Anyway Kalpak and I decided to strike certain things off the list this time. We quickly zoned in on the plan. The first step to that always is meeting at the usual rendezvous, Good Luck Cafe at Deccan. There we polished off some bun omelette, cheese omelette, chote samose and chai and headed off on his new snazzy Royal Enfield 500 cc. Not more than 2-3 kilometres or so from Deccan we parked the shiny new bike near the Vishrambaag Wada. Kalpak is good company for these kind of visits specially because he has enough knowledge on the background and he kept me filled up on the info as we walked along.
|Kalpak, great company|
We walked along by the side of the old structure building which now seemed to house a post office and some other offices. We were told at the one official looking ticket counter that being a Monday, it was closed. Disappointment! Anyway we walked up, saw the impressive façade of the building, complete with its rather fancy woodwork. Lots of wood in these structures. This was the residence of Peshwa Bajirao II in early 19th century and was also the place from where he was arrested by the British later, signaling an end to the Peshwa regime. The inside apparently houses a school, a museum kind of a place with some artifacts. Built in 1807, it is in really good shape. Vishrambaag Wada was the centre where several education institutes were started. Rather intriguingly the PMC (which operated in those premises till 1959) bought the property form the British Government. How the British managed to sell something they did not own is a mystery. Currently it is under restoration though.

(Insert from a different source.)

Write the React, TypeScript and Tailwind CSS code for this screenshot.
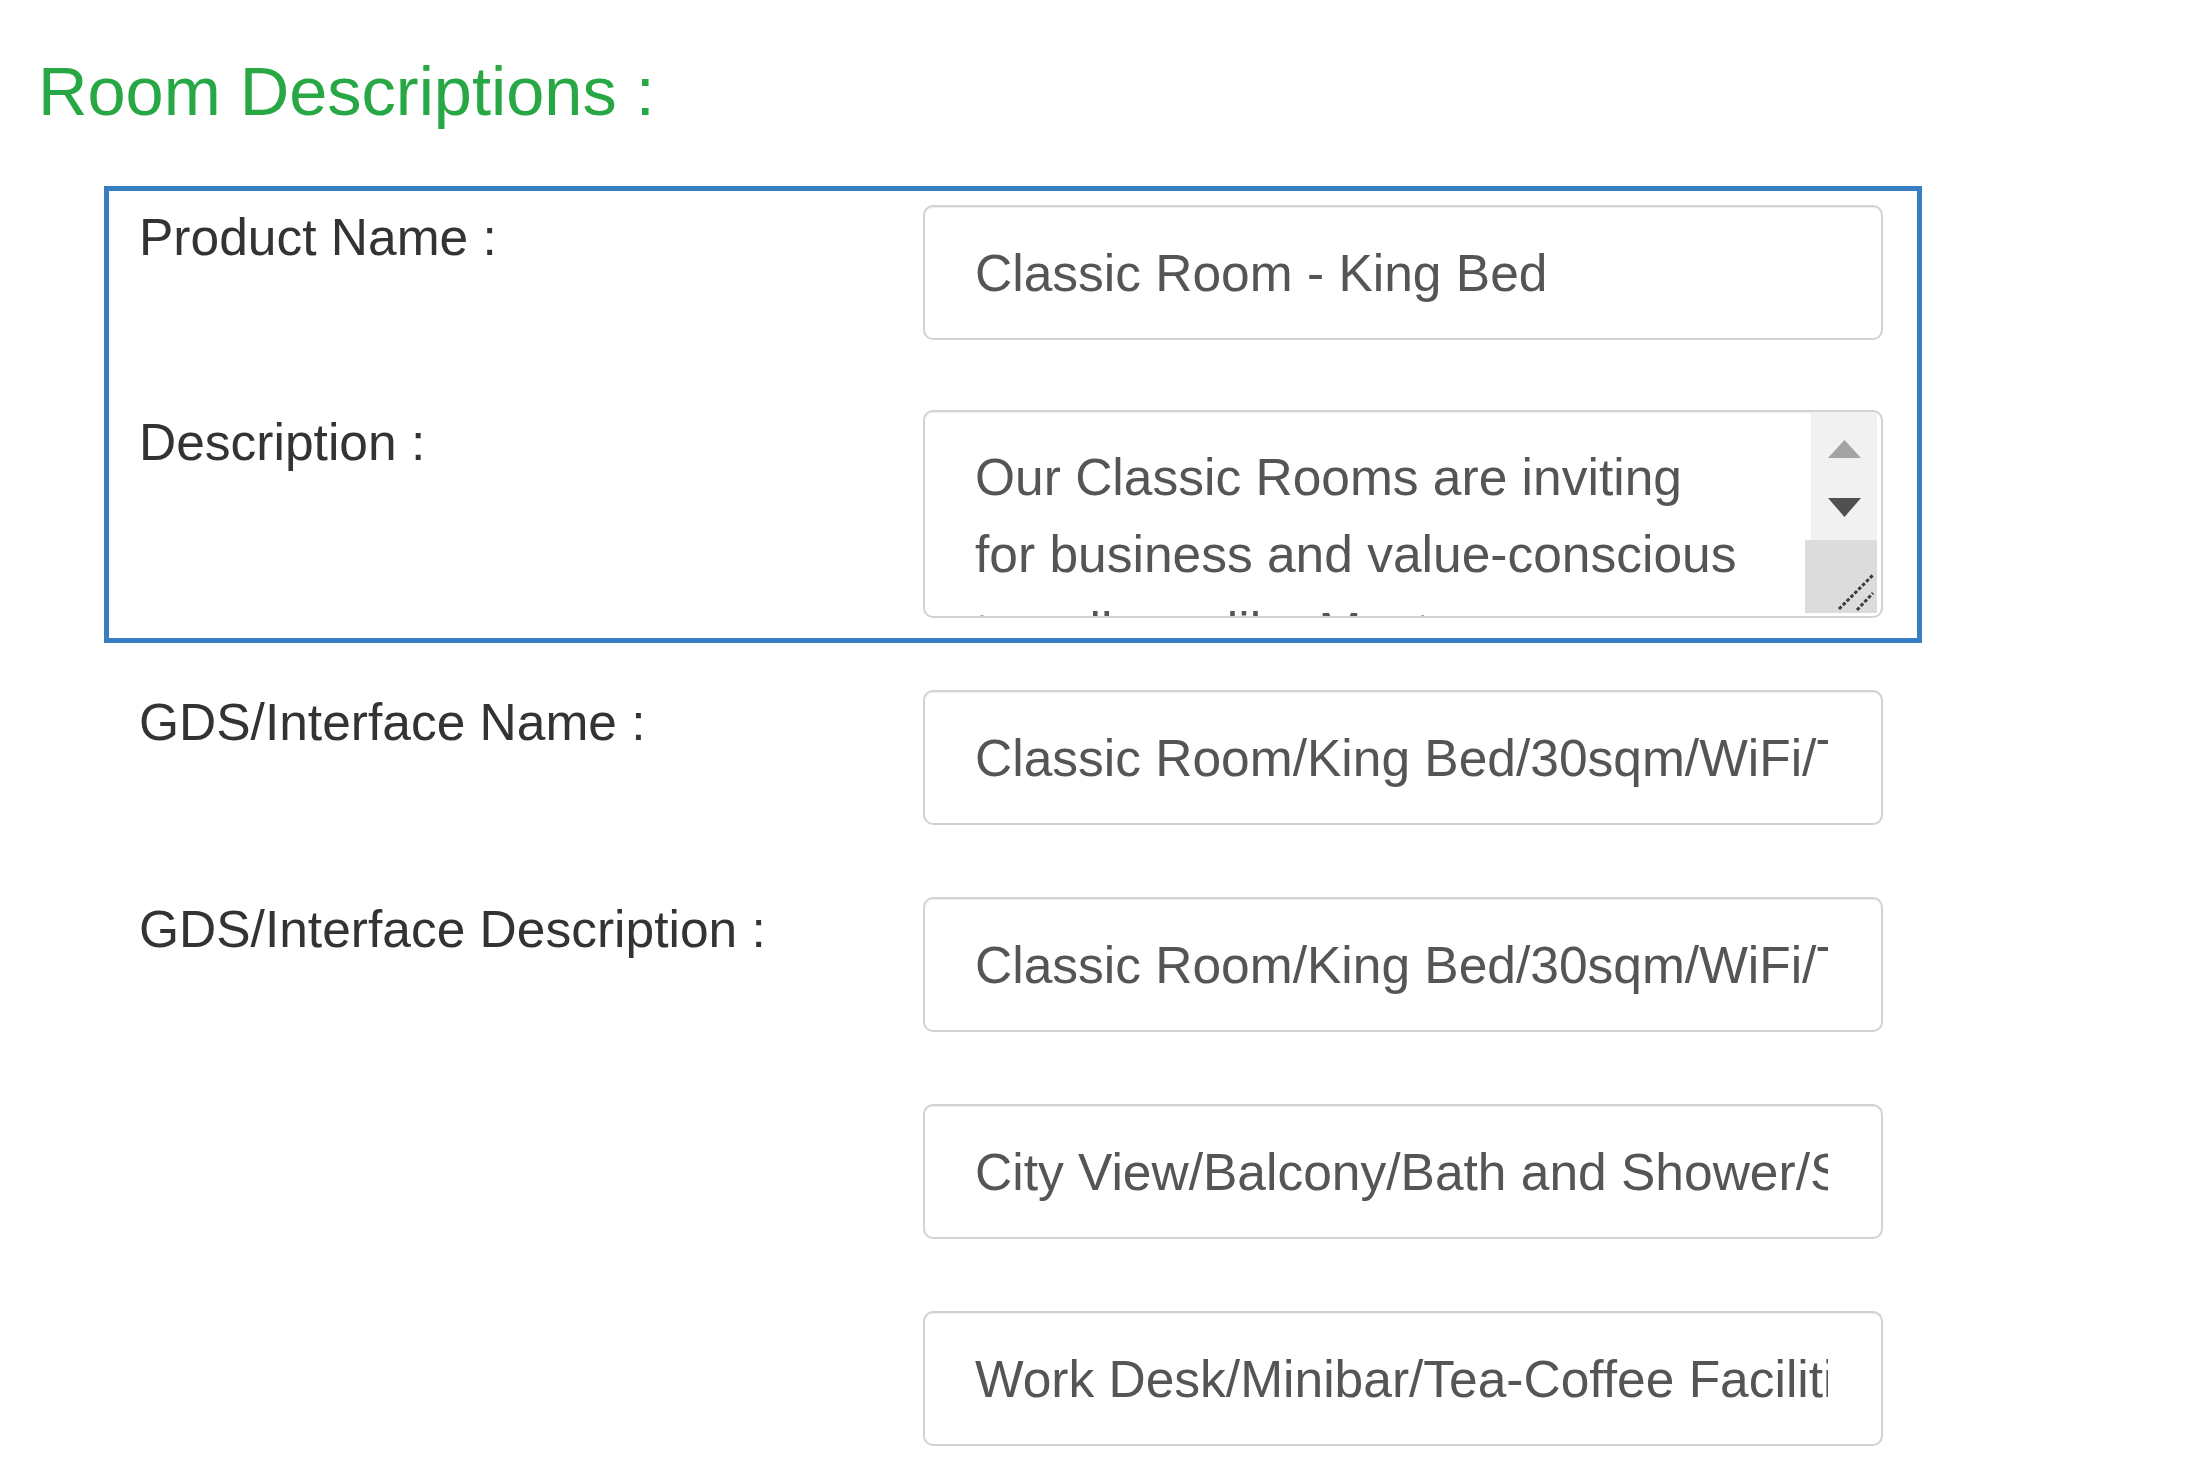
const FONT = "font-['Liberation_Sans',Arial,sans-serif]";

function TextBox({ value }: { value: string }) {
  return (
    <div className="flex h-[135px] w-[960px] items-center rounded-[10px] border-2 border-[#cfd3d8] bg-white pl-[50px] pr-[53px] shadow-[inset_0_1px_1px_rgba(0,0,0,0.075)]">
      <div className="overflow-hidden whitespace-nowrap text-[51.5px] leading-[60px] text-[#555]">{value}</div>
    </div>
  );
}

function TextArea({ value }: { value: string }) {
  return (
    <div className="flex h-[208px] w-[960px] overflow-hidden rounded-[10px] border-2 border-[#cfd3d8] bg-white shadow-[inset_0_1px_1px_rgba(0,0,0,0.075)]">
      {/* text */}
      <div className="flex-1 overflow-hidden pl-[50px] pt-[27px]">
        <div className="w-[770px] text-[51.5px] leading-[77px] text-[#555]">{value}</div>
      </div>
      {/* scrollbar + resize corner */}
      <div className="flex w-[76px] flex-col pb-[3px] pr-[4px]">
        <div className="ml-[6px] flex h-[128px] w-[66px] flex-col items-center gap-[40px] bg-[#f1f1f1] pt-[28px]">
          <svg width="33" height="18" viewBox="0 0 33 18">
            <path d="M16.5 0L33 18H0z" fill="#a3a3a3" />
          </svg>
          <svg width="33" height="19" viewBox="0 0 33 19">
            <path d="M0 0h33L16.5 19z" fill="#505050" />
          </svg>
        </div>
        <div className="h-[73px] w-[72px] bg-[#dcdcdc]">
          <svg width="72" height="73" viewBox="0 0 72 73">
            <path d="M34 69L68 35M52 70L68 53" stroke="#3a3a3a" strokeWidth="3" strokeDasharray="3.5 2" />
          </svg>
        </div>
      </div>
    </div>
  );
}

function Row({ label, children }: { label?: string; children: React.ReactNode }) {
  return (
    <div className="flex">
      <div className="w-[784px] pt-[2px] text-[51.5px] leading-[61px] text-[#333]">{label}</div>
      {children}
    </div>
  );
}

export default function App() {
  return (
    <div className={`min-h-screen bg-white pb-[40px] ${FONT}`}>
      <h1 className="pl-[38px] pt-[51px] text-[68.5px] leading-[82px] font-normal text-[#28a745]">Room Descriptions :</h1>

      {/* highlighted block */}
      <div className="ml-[104px] mt-[53px] flex w-[1818px] flex-col gap-[70px] border-[5px] border-[#377fc2] pb-[20px] pl-[30px] pr-[34px] pt-[14px]">
        <Row label="Product Name :">
          <TextBox value="Classic Room - King Bed" />
        </Row>
        <Row label="Description :">
          <TextArea value="Our Classic Rooms are inviting for business and value-conscious travellers alike Most rooms are on the upper floors with city views." />
        </Row>
      </div>

      <div className="ml-[104px] mt-[42px] flex w-[1818px] flex-col gap-[72px] border-[5px] border-transparent pl-[30px] pr-[34px]">
        <Row label="GDS/Interface Name :">
          <TextBox value="Classic Room/King Bed/30sqm/WiFi/TV/Air Conditioning" />
        </Row>
        <Row label="GDS/Interface Description :">
          <TextBox value="Classic Room/King Bed/30sqm/WiFi/TV/Air Conditioning" />
        </Row>
        <Row>
          <TextBox value="City View/Balcony/Bath and Shower/Safe" />
        </Row>
        <Row>
          <TextBox value="Work Desk/Minibar/Tea-Coffee Facilities" />
        </Row>
      </div>
    </div>
  );
}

Then, we hopped across the road to a quiet Tulsi Baug. Most shops were shut being a Monday, thus making one of Pune’s busiest markets rather bearable. We were also lucky to find that this holiday has been utilized to put up photographs of journalists in a street exhibition called ‘Sadak Chaap’. We stared at some lovely photographs and moved on. We wanted to find the Ram Mandir which was somewhere here (apparently the name Tulsibaug comes from Tulshibaug Wada which is the Ram, Ganpati and Shankar temple). We finally asked a young man selling jeans and he pointed out to the temple rising behind the shops.
|Ram Mandir, Tulshibaug|
Next was the entry to the Tulshibaug Ram Temple, through one of the narrowest by lanes opposite a Hanuman temple on the main road. Even as we walked on, one of the Shahbad tiles that covered the drain broke. No serious damage. The temple looked like some work was in progress. It was impressive though with some ornate carvings on the spire. Could do with a flooring I felt around the temple. It is of 1965 vintage. I saw some quaint shops selling small cooking toy utensils made of brass or copper. Very quaint.
We exited from the temple and walked over to the Mandai or the Mahatma Phule Mandai, the vegetable market. It was a beautiful British structure, apparently built in the pre-independence era, with a central office and some eight branches where the shops (526) are located.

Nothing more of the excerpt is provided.